The colonel’s silences so impressed the reporters who swarmed aboard when the ship reached New York that even the Republican Tribune wrote: “House managed to be both elusive and significant … His glance showed that his silence covered a great deal of humor. He succeeded so well in the difficult task of being both taciturn and agreeable that he was even popular with the newspaper reporters when he told them nothing. Clearly one of the shrewdest of men.”
As soon as Colonel House arrived in Washington the President and the new Mrs. Wilson took him out for an automobile ride. “During this time I outlined every detail of my mission.” On the way back the White House car dropped him off at the State Department, where he gave Lansing an hour to bring him up to date.

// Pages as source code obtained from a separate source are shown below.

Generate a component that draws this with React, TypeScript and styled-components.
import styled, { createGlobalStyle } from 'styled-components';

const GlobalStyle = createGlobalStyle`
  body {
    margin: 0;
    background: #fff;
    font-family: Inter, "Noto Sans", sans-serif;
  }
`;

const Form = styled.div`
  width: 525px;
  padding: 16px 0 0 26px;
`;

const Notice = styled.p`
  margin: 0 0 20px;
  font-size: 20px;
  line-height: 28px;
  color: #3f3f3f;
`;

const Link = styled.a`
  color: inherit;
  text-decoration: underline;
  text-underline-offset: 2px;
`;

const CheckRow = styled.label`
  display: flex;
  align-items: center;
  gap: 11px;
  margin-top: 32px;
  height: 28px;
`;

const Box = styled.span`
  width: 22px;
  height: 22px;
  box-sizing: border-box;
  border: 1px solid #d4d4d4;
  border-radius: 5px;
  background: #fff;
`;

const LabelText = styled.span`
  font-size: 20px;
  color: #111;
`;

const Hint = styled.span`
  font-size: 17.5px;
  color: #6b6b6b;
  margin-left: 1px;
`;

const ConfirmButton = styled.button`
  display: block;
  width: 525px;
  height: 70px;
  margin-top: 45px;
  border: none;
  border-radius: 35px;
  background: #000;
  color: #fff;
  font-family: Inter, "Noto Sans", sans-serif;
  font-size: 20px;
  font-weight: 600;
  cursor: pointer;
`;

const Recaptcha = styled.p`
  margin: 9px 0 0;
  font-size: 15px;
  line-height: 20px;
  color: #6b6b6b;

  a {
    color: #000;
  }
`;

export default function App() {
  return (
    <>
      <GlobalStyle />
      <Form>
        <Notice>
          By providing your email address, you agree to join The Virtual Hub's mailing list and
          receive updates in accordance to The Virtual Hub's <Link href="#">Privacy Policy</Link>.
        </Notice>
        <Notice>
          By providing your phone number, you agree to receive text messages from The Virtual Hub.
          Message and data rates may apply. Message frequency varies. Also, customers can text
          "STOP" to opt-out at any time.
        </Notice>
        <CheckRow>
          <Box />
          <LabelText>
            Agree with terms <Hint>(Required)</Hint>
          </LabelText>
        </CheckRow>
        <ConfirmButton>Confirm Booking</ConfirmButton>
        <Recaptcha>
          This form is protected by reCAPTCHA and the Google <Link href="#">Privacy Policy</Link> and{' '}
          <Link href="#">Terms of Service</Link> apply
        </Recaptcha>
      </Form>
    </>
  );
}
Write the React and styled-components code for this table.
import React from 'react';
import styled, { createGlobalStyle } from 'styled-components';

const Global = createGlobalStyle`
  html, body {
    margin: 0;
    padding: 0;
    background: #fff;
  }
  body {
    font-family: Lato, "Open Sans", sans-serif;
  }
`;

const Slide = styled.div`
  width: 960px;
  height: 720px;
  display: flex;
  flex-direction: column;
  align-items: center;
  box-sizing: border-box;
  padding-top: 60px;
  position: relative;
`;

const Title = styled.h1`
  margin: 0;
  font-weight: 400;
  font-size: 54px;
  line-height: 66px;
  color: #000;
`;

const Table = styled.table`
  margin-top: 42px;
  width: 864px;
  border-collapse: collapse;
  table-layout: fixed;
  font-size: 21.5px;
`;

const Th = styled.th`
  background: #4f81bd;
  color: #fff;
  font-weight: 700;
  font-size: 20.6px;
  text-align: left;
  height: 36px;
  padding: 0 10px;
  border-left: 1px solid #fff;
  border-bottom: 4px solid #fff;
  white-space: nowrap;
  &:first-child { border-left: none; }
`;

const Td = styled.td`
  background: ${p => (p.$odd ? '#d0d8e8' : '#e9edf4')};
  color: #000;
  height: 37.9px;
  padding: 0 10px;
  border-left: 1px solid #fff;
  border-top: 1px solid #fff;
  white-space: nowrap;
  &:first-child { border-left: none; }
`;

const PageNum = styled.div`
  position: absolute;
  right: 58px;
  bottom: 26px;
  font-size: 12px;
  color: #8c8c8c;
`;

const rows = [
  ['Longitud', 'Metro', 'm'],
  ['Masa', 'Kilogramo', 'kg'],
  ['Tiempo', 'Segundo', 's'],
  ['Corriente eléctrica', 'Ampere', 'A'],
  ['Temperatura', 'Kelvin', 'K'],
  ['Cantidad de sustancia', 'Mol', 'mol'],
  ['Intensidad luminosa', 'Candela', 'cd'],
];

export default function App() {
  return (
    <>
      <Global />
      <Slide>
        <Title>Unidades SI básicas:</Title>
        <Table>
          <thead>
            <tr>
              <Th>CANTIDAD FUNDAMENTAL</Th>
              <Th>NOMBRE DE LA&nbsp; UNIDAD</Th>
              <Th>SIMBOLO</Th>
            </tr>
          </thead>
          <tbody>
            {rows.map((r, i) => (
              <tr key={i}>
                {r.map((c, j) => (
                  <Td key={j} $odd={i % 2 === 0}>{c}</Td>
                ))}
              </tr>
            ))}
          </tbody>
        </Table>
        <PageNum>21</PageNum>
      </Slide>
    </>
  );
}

Next day the President confirmed the tentative agreement with Sir Edward Grey. He himself worded a cable for House to send. “After some discussion the President took down in shorthand what he thought was the sense of our opinion,” wrote House, “and then went to his typewriter and typed it off.” The President authorized House to say he agreed with Sir Edward Grey’s memorandum of his talks with Colonel House. He preferred to insert in one line the word “probably.” “… If such a conference met, it would secure peace on terms not unfavorable to the Allies; and if it failed to secure peace, the United States would probably,” insisted the President, “leave the conference as a belligerent on the side of the Allies, if Germany was unreasonable …”
The colonel felt thoroughly justified. He had been telling the French and British governments that “the lower the fortunes of the Allies ebbed, the closer the United States would stand by them.” Talking to his dear friend in the White House, he repeated what he’d written him from Europe: the time for mediation was not far off. “I am as sure as I ever am of anything that by the end of the summer you can intervene.”